### Objective
Locate and copy all lines bearing the word "styled".

══════════

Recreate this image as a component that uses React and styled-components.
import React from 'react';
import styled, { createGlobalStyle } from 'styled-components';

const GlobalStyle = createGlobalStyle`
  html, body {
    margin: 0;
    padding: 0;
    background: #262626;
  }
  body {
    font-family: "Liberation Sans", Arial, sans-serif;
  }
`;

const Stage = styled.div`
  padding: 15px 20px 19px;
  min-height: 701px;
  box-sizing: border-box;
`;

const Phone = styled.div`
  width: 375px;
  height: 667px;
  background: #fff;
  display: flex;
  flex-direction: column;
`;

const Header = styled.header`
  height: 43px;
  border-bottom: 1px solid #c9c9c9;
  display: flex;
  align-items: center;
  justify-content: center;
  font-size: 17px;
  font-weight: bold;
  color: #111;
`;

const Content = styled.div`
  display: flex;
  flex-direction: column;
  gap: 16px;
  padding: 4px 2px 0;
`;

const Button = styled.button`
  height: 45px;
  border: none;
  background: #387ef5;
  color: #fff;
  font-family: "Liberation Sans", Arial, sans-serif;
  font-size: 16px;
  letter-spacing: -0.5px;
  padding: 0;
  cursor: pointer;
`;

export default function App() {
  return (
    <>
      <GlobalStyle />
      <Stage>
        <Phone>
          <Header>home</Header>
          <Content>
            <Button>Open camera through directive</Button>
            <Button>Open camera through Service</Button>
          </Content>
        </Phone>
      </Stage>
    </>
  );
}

══════════

### Response to this task
Recreate this image as a component that uses React and styled-components.
import styled, { createGlobalStyle } from 'styled-components';
const Stage = styled.div`
const Phone = styled.div`
const Header = styled.header`
const Content = styled.div`
const Button = styled.button`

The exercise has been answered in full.